We'll take that a couple of steps farther, using a more complicated foundation pattern, BSSB-SBBS, and learning to use that voicing while reading rhythms from Syncopation. Relax, it's doable, and I think it's worth the effort.
Here's how you would voice some basic rhythms, following that pattern:
Warm up with the above patterns along with the cymbal rhythm of your choice, then practice the system using Reed pp. 4-5, 10-11, 30-32, 34-45, revoicing the top line part from the book accordingly. If doing the complete pattern is too difficult at first, try doing just BSSB-BSSB, or SBBS-SBBS. Warm up with beats 1-2 or 3-4 in the examples above, repeating.
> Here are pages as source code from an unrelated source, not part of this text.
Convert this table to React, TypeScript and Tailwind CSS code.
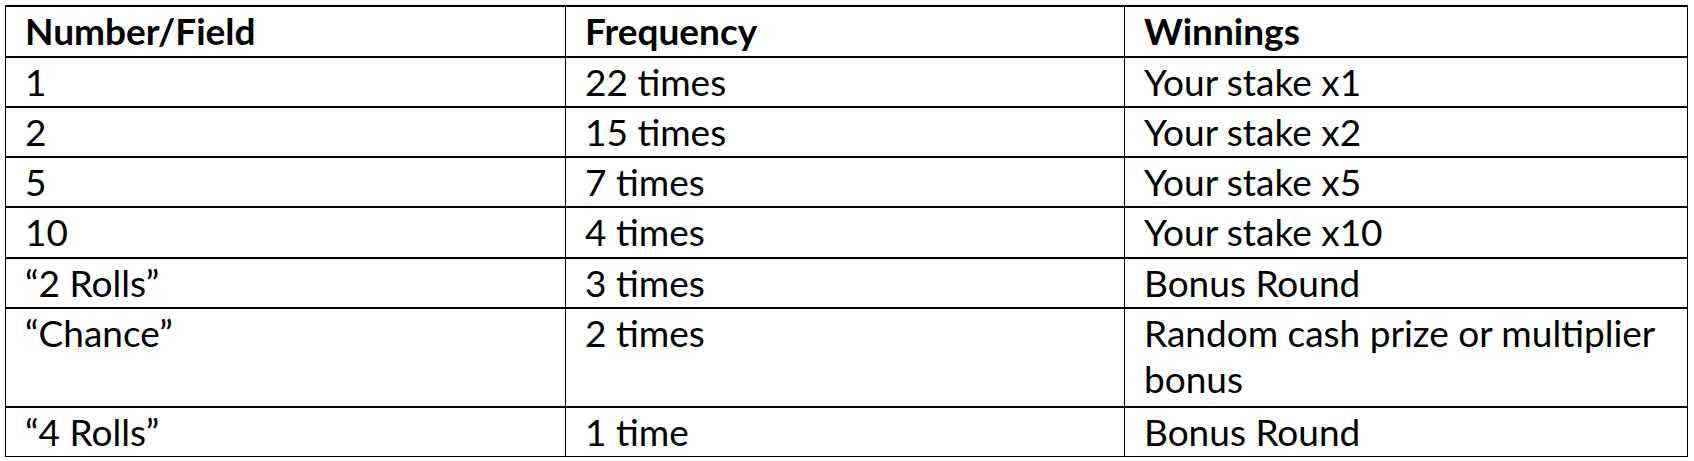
const rows: { field: string; freq: string; win: string }[] = [
  { field: "1", freq: "22 times", win: "Your stake x1" },
  { field: "2", freq: "15 times", win: "Your stake x2" },
  { field: "5", freq: "7 times", win: "Your stake x5" },
  { field: "10", freq: "4 times", win: "Your stake x10" },
  { field: "\u201C2 Rolls\u201D", freq: "3 times", win: "Bonus Round" },
  { field: "\u201CChance\u201D", freq: "2 times", win: "Random cash prize or multiplier bonus" },
  { field: "\u201C4 Rolls\u201D", freq: "1 time", win: "Bonus Round" },
];

export default function App() {
  return (
    <div className="min-h-[461px] w-[1694px] bg-white pl-[5px] pt-[5px] font-['Lato',_'Open_Sans',_sans-serif] text-[37px] leading-[46px] text-black">
      <table className="w-[1682px] table-fixed border-collapse border-l border-r border-black">
        <colgroup>
          <col className="w-[560px]" />
          <col className="w-[559px]" />
          <col className="w-[563px]" />
        </colgroup>
        <thead>
          <tr className="border-y-2 border-black">
            <th className="border-r border-black px-[19px] pb-[1.5px] pt-[1px] text-left align-top font-bold">Number/Field</th>
            <th className="border-r border-black px-[19px] pb-[1.5px] pt-[1px] text-left align-top font-bold">Frequency</th>
            <th className="px-[19px] pb-[1.5px] pt-[1px] text-left align-top font-bold">Winnings</th>
          </tr>
        </thead>
        <tbody>
          {rows.map((r, i) => (
            <tr key={r.field} className={i === rows.length - 1 ? "border-b border-black" : "border-b-2 border-black"}>
              <td className="border-r border-black px-[19px] pb-[1.25px] pt-[1px] align-top">{r.field}</td>
              <td className="border-r border-black px-[19px] pb-[1.25px] pt-[1px] align-top">{r.freq}</td>
              <td className={r.win.length > 20 ? "pb-[4px] pl-[19px] pr-[30px] pt-[1px] align-top" : "pb-[1.25px] pl-[19px] pr-[30px] pt-[1px] align-top"}>
                {r.win}
              </td>
            </tr>
          ))}
        </tbody>
      </table>
    </div>
  );
}
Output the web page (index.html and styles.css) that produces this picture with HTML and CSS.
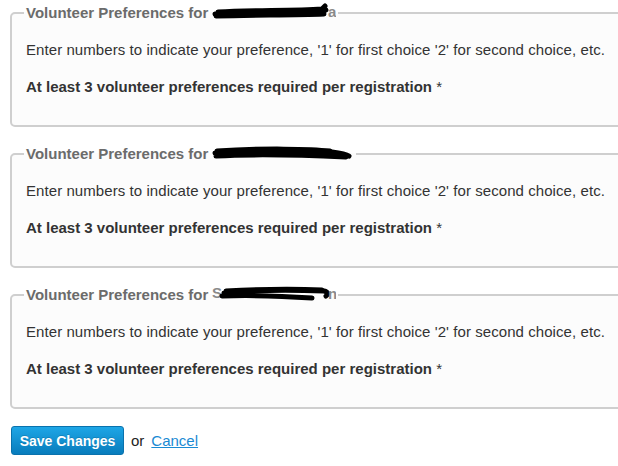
FILE: index.html
```html
<!DOCTYPE html>
<html>
<head>
<meta charset="utf-8">
<link rel="stylesheet" href="styles.css">
</head>
<body>
<form class="page">
  <fieldset class="prefs">
    <legend class="prefs-legend">Volunteer Preferences for <span class="redacted"><svg class="scribble" width="124" height="18" viewBox="0 0 124 18"><path d="M3 11 C30 8 60 9 90 9 C100 9 110 8 114 7 M4 13 C40 12 80 12 112 11 M6 9 C40 7 80 8 110 6 L113 3" stroke="#000" stroke-width="5" fill="none" stroke-linecap="round"/><text x="116" y="14" class="peek">a</text></svg></span></legend>
    <p class="intro">Enter numbers to indicate your preference, '1' for first choice '2' for second choice, etc.</p>
    <p class="req">At least 3 volunteer preferences required per registration <span class="star">*</span></p>
  </fieldset>
  <fieldset class="prefs">
    <legend class="prefs-legend">Volunteer Preferences for <span class="redacted"><svg class="scribble" width="142" height="18" viewBox="0 0 142 18"><path d="M3 9 C40 5 90 6 120 8 C128 9 134 10 137 12 M4 12 C40 10 90 11 134 13 M5 7 C50 4 100 5 118 7" stroke="#000" stroke-width="5" fill="none" stroke-linecap="round"/></svg></span></legend>
    <p class="intro">Enter numbers to indicate your preference, '1' for first choice '2' for second choice, etc.</p>
    <p class="req">At least 3 volunteer preferences required per registration <span class="star">*</span></p>
  </fieldset>
  <fieldset class="prefs">
    <legend class="prefs-legend">Volunteer Preferences for <span class="redacted"><svg class="scribble" width="124" height="18" viewBox="0 0 124 18"><text x="0" y="13" class="peek">S</text><path d="M12 8 C40 5 80 5 112 6 C116 7 117 9 114 11 M10 11 C40 10 70 11 100 13 M14 6 C50 4 90 4 110 5" stroke="#000" stroke-width="5" fill="none" stroke-linecap="round"/><text x="116" y="14" class="peek">n</text></svg></span></legend>
    <p class="intro">Enter numbers to indicate your preference, '1' for first choice '2' for second choice, etc.</p>
    <p class="req">At least 3 volunteer preferences required per registration <span class="star">*</span></p>
  </fieldset>
  <div class="actions">
    <button type="button" class="btn-save">Save Changes</button>
    <span class="or">or</span>
    <a href="#" class="cancel">Cancel</a>
  </div>
</form>
</body>
</html>
```
FILE: styles.css
```css
html, body {
  margin: 0;
  padding: 0;
  background: #fff;
  overflow: hidden;
}
body {
  font-family: "Liberation Sans", Arial, sans-serif;
  font-size: 15px;
  color: #333;
}
.page {
  padding: 4px 0 0 10px;
}
.prefs {
  margin: 0 -30px 18px 0;
  padding: 0 14px 0 14px;
  border: 2px solid #cfcfcf;
  border-radius: 5px;
  background: #fcfcfc;
  min-width: 0;
}
.prefs-legend {
  padding: 0 2px;
  margin-left: -2px;
  font-weight: bold;
  color: #6b6b6b;
  font-size: 15px;
  line-height: 17px;
  height: 17px;
}
.redacted {
  display: inline-block;
  vertical-align: top;
  height: 17px;
  margin-top: -1px;
}
.scribble {
  display: block;
}
.peek {
  font-family: "Liberation Sans", Arial, sans-serif;
  font-size: 15px;
  font-weight: bold;
  fill: #8a8a8a;
}
.intro {
  margin: 20px 0 0 0;
  line-height: 17px;
  letter-spacing: 0.07px;
}
.req {
  margin: 20px 0 30px 0;
  line-height: 17px;
  font-weight: bold;
}
.star {
  font-weight: normal;
}
.actions {
  display: flex;
  align-items: center;
  gap: 7px;
  margin-top: -1px;
  margin-left: 1px;
}
.btn-save {
  font-family: "Liberation Sans", Arial, sans-serif;
  font-size: 14px;
  font-weight: bold;
  color: #fff;
  height: 29px;
  width: 113px;
  padding: 0;
  border: 1px solid #0a72ad;
  border-radius: 3px;
  background: linear-gradient(#1ea6e6, #087cbc);
  text-shadow: 0 -1px 0 rgba(0,0,0,0.15);
}
.or {
  color: #222;
  font-size: 15px;
}
.cancel {
  color: #1a8ad3;
  font-size: 15px;
  text-decoration: underline;
}
```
I started doing this as a 2/2 funk/rock system, but there are a lot of other possibilities. It would work fine as a jazz thing. The bass drum part sketches an embellished tresillo rhythm, which makes it useful for some broken New Orleans funk type rhythms, or Baiao, or especially Songo— or whatever other Cuban-type styles/settings where creative funk-like playing is appropriate. The snare drum part makes a cut time funk rhythm, but also suggests the 2 side of a clave rhythm. There is the tantalizing possibility that if you made a two measure system out of it, reversing the pattern in the second measure, SBBS-BSSB, you'd have a complete clave rhythm. BSSB-SBBS-SBBS-BSSB. Play that, check it out.
Just within a regular funk setting, some of the more fragmentary rhythms in Reed create some interesting displaced groove patterns. Many of the rhythms lack that cut time back beat on 3— those patterns are useful for working on open hihat punches with the bass drum. Practice patterns that have a note sounding on beat 3 will sound most like a funk groove.
I'll be interested to try this with the other paradiddle inversions: BSBB-SBSS, BBSB-SSBS, BSBS-SBSB. At some point I imagine we'd get diminishing returns with this kind of thing, or possibly it just gets much easier and we can choose one way or another based on what it's good for stylistically.